Chapter 6, Problem 6.17P

Consider the rotating disk of Problem 6.16. A disk-shaped, stationary plate is placed a short distance away from the rotating disk, forming a gap of width g. The stationary plate and ambient air are at $T_{\infty }=20°\text{C}\text{.}$ If the flow is laminar and the gap-to-radius ratio, $G=g/r_o,$ is small. the local radial Nusselt number distribution is of the form

$N{u}_r=\frac{h\left(r\right)r}{k}=70\left(1+e^{-140G}\right){\mathrm{Re}}_{ro}^{-0.456}{\mathrm{Re}}_r^{0.478}$

where ${\mathrm{Re}}_r=\Omega r^2/v$ [Pelle J., and S. Harmand, Exp.

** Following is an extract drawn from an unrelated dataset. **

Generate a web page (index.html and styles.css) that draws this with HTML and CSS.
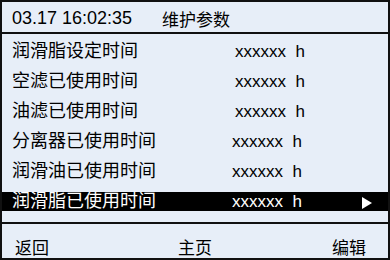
FILE: index.html
```html
<!DOCTYPE html>
<html lang="zh">
<head>
    <meta charset="UTF-8">
    <title>维护参数</title>
    <link rel="stylesheet" href="styles.css">
</head>
<body>
    <div class="screen">
        <div class="top">
            <span class="clock">03.17 16:02:35</span>
            <span class="title">维护参数</span>
        </div>

        <div class="list">
            <div class="row">
                <span class="label">润滑脂设定时间</span>
                <span class="value">xxxxxx&nbsp;&nbsp;h</span>
            </div>
            <div class="row">
                <span class="label">空滤已使用时间</span>
                <span class="value">xxxxxx&nbsp;&nbsp;h</span>
            </div>
            <div class="row">
                <span class="label">油滤已使用时间</span>
                <span class="value">xxxxxx&nbsp;&nbsp;h</span>
            </div>
            <div class="row">
                <span class="label">分离器已使用时间</span>
                <span class="value shift">xxxxxx&nbsp;&nbsp;h</span>
            </div>
            <div class="row">
                <span class="label">润滑油已使用时间</span>
                <span class="value shift">xxxxxx&nbsp;&nbsp;h</span>
            </div>
            <div class="row selected">
                <span class="label">润滑脂已使用时间</span>
                <span class="value shift">xxxxxx&nbsp;&nbsp;h</span>
                <span class="arrow"></span>
            </div>
        </div>

        <div class="bottom">
            <span class="back">返回</span>
            <span class="home">主页</span>
            <span class="edit">编辑</span>
        </div>
    </div>
</body>
</html>
```

FILE: styles.css
```css
body {
    margin: 0;
    font-family: "Liberation Sans", "Noto Sans CJK SC", sans-serif;
    color: #000;
    background-color: #e7eef8;
}

.screen {
    width: 390px;
    height: 260px;
    box-sizing: border-box;
    border: 2px solid #111;
    display: flex;
    flex-direction: column;
    background-color: #e7eef8;
}

.top {
    height: 32px;
    border-bottom: 2px solid #111;
    display: flex;
    align-items: center;
    padding: 3px 0 0 10px;
    box-sizing: border-box;
    flex-shrink: 0;
}

.clock {
    font-size: 18px;
    width: 150px;
}

.title {
    font-size: 17px;
}

.list {
    flex: 1;
    padding-top: 8px;
}

.row {
    height: 19px;
    line-height: 19px;
    margin-bottom: 11px;
    display: grid;
    grid-template-columns: 223px 1fr auto;
    align-items: center;
    padding-left: 10px;
}

.label {
    font-size: 18px;
}

.value {
    font-size: 17px;
}

.value.shift {
    margin-left: -3px;
}

.selected {
    background-color: #000;
    color: #fff;
}

.arrow {
    width: 0;
    height: 0;
    border-left: 10px solid #fff;
    border-top: 6px solid transparent;
    border-bottom: 6px solid transparent;
    margin: 2px 16px 0 0;
}

.bottom {
    height: 41px;
    border-top: 2px solid #111;
    box-sizing: border-box;
    display: grid;
    grid-template-columns: 1fr auto 1fr;
    align-items: center;
    padding: 5px 17px 0 17px;
    font-size: 17px;
    flex-shrink: 0;
}

.back {
    margin-left: -4px;
}

.edit {
    text-align: right;
    margin-right: 5px;
}
```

Thermal Fluid Science, 31, 165, 2007]. Determine the value of the average Nusselt number, ${\overline{Nu}}_D=\bar{h}D/k$ where $D=2r_o.$ If the rotating disk temperature is $T_s=50°\text{C,}$ what is the total heat flux from the disk's top surface for $g=1\text{mm,}\Omega =150\text{rad/s?}$ What is the total electric power requirement? What can you say about the nature of the flow between the disks?